1. Channel Strategy & Design
This initial phase involves determining the overall structure and length of the distribution channel.
- Direct Channels:
- Explanation: The company sells directly to consumers without intermediaries. This provides maximum control over the selling process and direct customer feedback.
- Examples: Company-owned retail stores, e-commerce websites (e.g., Nike.com), direct sales forces (e.g., insurance agents).
- Indirect Channels:
- Explanation: The company uses one or more intermediaries (e.g., wholesalers, retailers, distributors) to bring products to the market. This can expand reach and leverage specialized expertise.
- Examples: Selling through department stores, supermarkets (e.g., Walmart), independent distributors.
- Hybrid Channels (Multichannel/Omnichannel):
- Explanation: A combination of direct and indirect channels to serve different customer segments or enhance the customer experience across multiple touchpoints.
- Examples: A manufacturer selling online while also distributing through traditional retailers, or a bank offering services through branches, ATMs, and a mobile app.
Beyond the direct or indirect choice, decisions also include channel intensity:
- Intensive Distribution: Placing products in as many outlets as possible (e.g., convenience goods like soft drinks).
- Selective Distribution: Using a limited number of outlets in a geographical area (e.g., electronics, furniture).
- Exclusive Distribution: Granting exclusive rights to a single distributor or retailer in a specific territory (e.g., luxury cars, high-end fashion).
2. Channel Management
Once a channel structure is designed, effective management is crucial for operational success.
- Selecting Channel Members: Identifying and choosing the right partners based on criteria such as their market coverage, financial stability, reputation, and commitment to the product.
- Motivating Channel Members: Developing programs and incentives to encourage partners to perform effectively, including training, co-operative advertising, sales promotions, and competitive margins.
- Evaluating Channel Members: Regularly assessing the performance of channel partners against established metrics like sales quotas, inventory levels, delivery times, customer service, and market coverage.
3. Logistics and Physical Distribution
These decisions relate to the physical movement and storage of products, ensuring they reach customers efficiently.
- Warehousing: Deciding on the number, location, and type of storage facilities to optimize inventory holding costs and speed of delivery. This includes considerations for distribution centers and fulfillment centers.
- Inventory Management: Balancing the costs of holding inventory with the need to meet customer demand. Decisions involve reorder points, safety stock levels, and inventory tracking systems.
- Transportation: Selecting the most efficient and cost-effective modes of transport (e.g., road, rail, air, sea, pipeline) for different products and routes, considering speed, cost, and reliability.
- Order Processing: Streamlining the process from receiving a customer order to its dispatch, aiming for accuracy and speed to enhance customer satisfaction.
Factors Influencing Channel Decisions
Several factors play a significant role in shaping distribution channel decisions:
Factor Category | Description | Examples |
---|---|---|
Product Characteristics | Nature, value, perishability, and complexity of the product. | Fresh produce (requires fast, direct channels), industrial machinery (needs specialized sales force and support). |
Market Characteristics | Target customer's purchasing habits, geographical spread, market size. | B2B vs.
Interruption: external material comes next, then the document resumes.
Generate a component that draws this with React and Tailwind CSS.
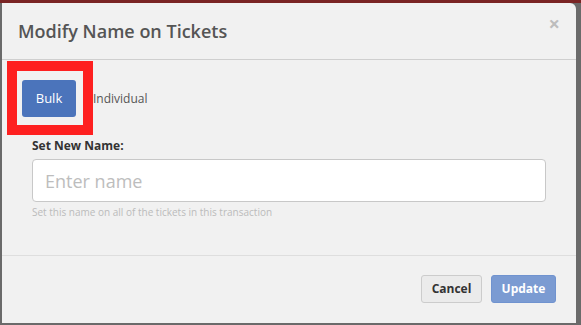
export default function App() {
  return (
    <div className="w-[581px] h-[325px] bg-[#6a6a6a] flex flex-col overflow-hidden" style={{ fontFamily: '"Open Sans", "Liberation Sans", sans-serif' }}>
      <div className="h-[3px] bg-[#7a2424] shrink-0" />
      <div className="flex-1 pl-[2px] pr-[5px] pb-[2px] flex">
        <div className="relative flex-1 bg-[#f1f1f1] rounded-tr-[6px] flex flex-col">
          <div className="h-[57px] shrink-0 border-b border-[#cfcfcf] flex items-start justify-between pl-[16px] pr-[16px]">
            <h1 className="pt-[16px] text-[18px] leading-[24px] font-semibold text-[#555]">Modify Name on Tickets</h1>
            <span className="pt-[11px] text-[20px] leading-[20px] font-bold text-[#bdbdbd]">×</span>
          </div>
          <div className="flex-1 flex flex-col">
            <div className="mt-[20px] pl-[20px] flex items-center h-[37px]">
              <button className="w-[54px] h-[37px] rounded-[3px] bg-[#4b74bb] text-white text-[13px]">Bulk</button>
              <span className="ml-[17px] text-[12px] text-[#555]">Individual</span>
            </div>
            <div className="px-[30px] mt-[21px] flex flex-col">
              <label className="text-[12px] leading-[16px] font-bold text-[#333]">Set New Name:</label>
              <input
                className="mt-[5px] h-[43px] w-full bg-white border border-[#c8c8c8] rounded-[4px] px-[12px] text-[18px] text-[#555] placeholder:text-[#bdbdbd] outline-none"
                placeholder="Enter name"
              />
              <p className="mt-[3px] text-[10px] leading-[14px] text-[#bbb]">Set this name on all of the tickets in this transaction</p>
            </div>
          </div>
          <div className="h-[68px] shrink-0 border-t border-[#dedede] flex items-start justify-end gap-[9px] pt-[19px] pr-[20px]">
            <button className="w-[61px] h-[28px] rounded-[3px] bg-[#ebebeb] border border-[#cccccc] text-[12px] font-bold text-[#333]">Cancel</button>
            <button className="w-[65px] h-[28px] rounded-[3px] bg-[#7b9bd2] border border-[#7093cf] text-[12px] font-bold text-white">Update</button>
          </div>
          <div className="absolute left-[5px] top-[58px] w-[86px] h-[74px] border-[10px] border-[#fe2020] pointer-events-none" />
        </div>
      </div>
    </div>
  );
}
B2C, urban vs. rural, high-density vs. dispersed populations. |
Company Characteristics | Financial resources, management expertise, marketing objectives, desire for control. | Startups (may rely on intermediaries), large corporations (can afford direct channels). |
Competitive Landscape | The distribution strategies employed by competitors. | If competitors use direct sales, a company might differentiate with indirect channels, or vice versa. |
Environmental Factors | Economic conditions, legal regulations, technological advancements. | Growth of e-commerce, rise of mobile commerce, international trade laws, inflation. |
Practical Insights & Solutions for Effective Channel Decisions
Making sound distribution channel decisions requires a dynamic approach.
- 1. Adopt a Customer-Centric Approach: Understand where and how your target customers prefer to buy. This insight should be the foundation of all channel decisions. For instance, younger demographics might prefer online channels, while older ones might prefer physical stores.
- 2. Embrace Omnichannel Strategy: Provide a seamless and integrated customer experience across all available channels (online, mobile, physical store). This means ensuring consistent branding, pricing, and customer service regardless of the touchpoint. Learn more about omnichannel retail from sources like Harvard Business Review.
- 3. Leverage Technology: Utilize e-commerce platforms, customer relationship management (CRM) systems, supply chain management (SCM) software, and data analytics to optimize channel performance, track customer behavior, and manage inventory efficiently.
- 4. Conduct Regular Evaluation and Adaptation: The market, technology, and customer preferences are constantly evolving. Regularly review your channel performance and be prepared to adapt your strategy, add new channels, or refine existing ones.
- 5. Build Strong Channel Partnerships: For indirect channels, fostering strong, collaborative relationships with intermediaries is crucial. This includes clear communication, fair policies, and mutual support to achieve common goals.